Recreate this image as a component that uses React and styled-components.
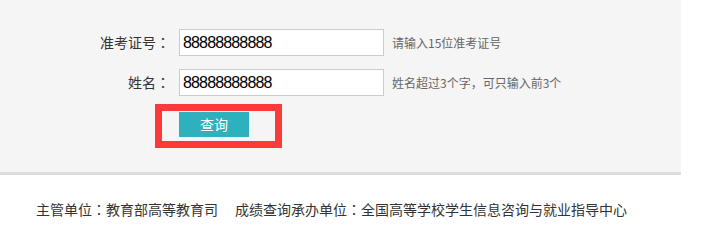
import React from "react";
import styled, { createGlobalStyle } from "styled-components";

const GlobalStyle = createGlobalStyle`
  body {
    margin: 0;
    background: #fff;
    font-family: "Noto Sans CJK SC", "Liberation Sans", sans-serif;
  }
`;

const Panel = styled.div`
  width: 681px;
  height: 175px;
  box-sizing: border-box;
  background-color: #f5f5f5;
  border-bottom: 3px solid #dddddd;
  padding-top: 29px;
`;

const Form = styled.div`
  display: grid;
  grid-template-columns: 170px 205px auto;
  column-gap: 9px;
  row-gap: 13px;
  align-items: center;
`;

const Label = styled.label`
  text-align: right;
  font-size: 14px;
  color: #333;
  line-height: 27px;
`;

// full-width colon centred in its box, as in the reference
const Colon = styled.span`
  font-family: "Noto Sans CJK JP", "Noto Sans CJK SC", sans-serif;
`;

const Input = styled.input`
  box-sizing: border-box;
  width: 205px;
  height: 27px;
  margin: 0;
  border: 1px solid #cccccc;
  background: #fff;
  padding: 0 2px 0 3px;
  font-family: "Liberation Sans", sans-serif;
  font-size: 16px;
  letter-spacing: -0.85px;
  color: #000;
  outline: none;
`;

const Hint = styled.span`
  font-size: 12px;
  color: #666;
  margin-left: -1px;
`;

const ButtonCell = styled.div`
  grid-column: 2;
  position: relative;
  margin-top: 2px;
  height: 25px;
`;

const SubmitButton = styled.button`
  width: 70px;
  height: 25px;
  border: none;
  padding: 0;
  background-color: #2fb0bd;
  color: #fff;
  font-family: "Noto Sans CJK SC", sans-serif;
  font-size: 14px;
  cursor: pointer;
`;

const Highlight = styled.div`
  position: absolute;
  left: -24px;
  top: -7px;
  width: 127px;
  height: 44px;
  box-sizing: border-box;
  border: 7px solid #fc3a3a;
  pointer-events: none;
`;

const Footer = styled.div`
  padding: 24px 0 0 36px;
  display: flex;
  gap: 17px;
  font-size: 14px;
  line-height: 20px;
  color: #333;
`;

export default function App() {
  return (
    <>
      <GlobalStyle />
      <Panel>
        <Form>
          <Label>准考证号<Colon>：</Colon></Label>
          <Input defaultValue="88888888888" />
          <Hint>请输入15位准考证号</Hint>
          <Label>姓名<Colon>：</Colon></Label>
          <Input defaultValue="88888888888" />
          <Hint>姓名超过3个字<Colon>，</Colon>可只输入前3个</Hint>
          <ButtonCell>
            <SubmitButton>查询</SubmitButton>
            <Highlight />
          </ButtonCell>
        </Form>
      </Panel>
      <Footer>
        <span>主管单位<Colon>：</Colon>教育部高等教育司</span>
        <span>成绩查询承办单位<Colon>：</Colon>全国高等学校学生信息咨询与就业指导中心</span>
      </Footer>
    </>
  );
}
********************
Set the listing down in full and exactly. Pictures within it should not appear in the copy.

Recreate this image as a component that uses React and styled-components.
import React from "react";
import styled, { createGlobalStyle } from "styled-components";

const GlobalStyle = createGlobalStyle`
  body {
    margin: 0;
    background: #fff;
    font-family: "Noto Sans CJK SC", "Liberation Sans", sans-serif;
  }
`;

const Panel = styled.div`
  width: 681px;
  height: 175px;
  box-sizing: border-box;
  background-color: #f5f5f5;
  border-bottom: 3px solid #dddddd;
  padding-top: 29px;
`;

const Form = styled.div`
  display: grid;
  grid-template-columns: 170px 205px auto;
  column-gap: 9px;
  row-gap: 13px;
  align-items: center;
`;

const Label = styled.label`
  text-align: right;
  font-size: 14px;
  color: #333;
  line-height: 27px;
`;

// full-width colon centred in its box, as in the reference
const Colon = styled.span`
  font-family: "Noto Sans CJK JP", "Noto Sans CJK SC", sans-serif;
`;

const Input = styled.input`
  box-sizing: border-box;
  width: 205px;
  height: 27px;
  margin: 0;
  border: 1px solid #cccccc;
  background: #fff;
  padding: 0 2px 0 3px;
  font-family: "Liberation Sans", sans-serif;
  font-size: 16px;
  letter-spacing: -0.85px;
  color: #000;
  outline: none;
`;

const Hint = styled.span`
  font-size: 12px;
  color: #666;
  margin-left: -1px;
`;

const ButtonCell = styled.div`
  grid-column: 2;
  position: relative;
  margin-top: 2px;
  height: 25px;
`;

const SubmitButton = styled.button`
  width: 70px;
  height: 25px;
  border: none;
  padding: 0;
  background-color: #2fb0bd;
  color: #fff;
  font-family: "Noto Sans CJK SC", sans-serif;
  font-size: 14px;
  cursor: pointer;
`;

const Highlight = styled.div`
  position: absolute;
  left: -24px;
  top: -7px;
  width: 127px;
  height: 44px;
  box-sizing: border-box;
  border: 7px solid #fc3a3a;
  pointer-events: none;
`;

const Footer = styled.div`
  padding: 24px 0 0 36px;
  display: flex;
  gap: 17px;
  font-size: 14px;
  line-height: 20px;
  color: #333;
`;

export default function App() {
  return (
    <>
      <GlobalStyle />
      <Panel>
        <Form>
          <Label>准考证号<Colon>：</Colon></Label>
          <Input defaultValue="88888888888" />
          <Hint>请输入15位准考证号</Hint>
          <Label>姓名<Colon>：</Colon></Label>
          <Input defaultValue="88888888888" />
          <Hint>姓名超过3个字<Colon>，</Colon>可只输入前3个</Hint>
          <ButtonCell>
            <SubmitButton>查询</SubmitButton>
            <Highlight />
          </ButtonCell>
        </Form>
      </Panel>
      <Footer>
        <span>主管单位<Colon>：</Colon>教育部高等教育司</span>
        <span>成绩查询承办单位<Colon>：</Colon>全国高等学校学生信息咨询与就业指导中心</span>
      </Footer>
    </>
  );
}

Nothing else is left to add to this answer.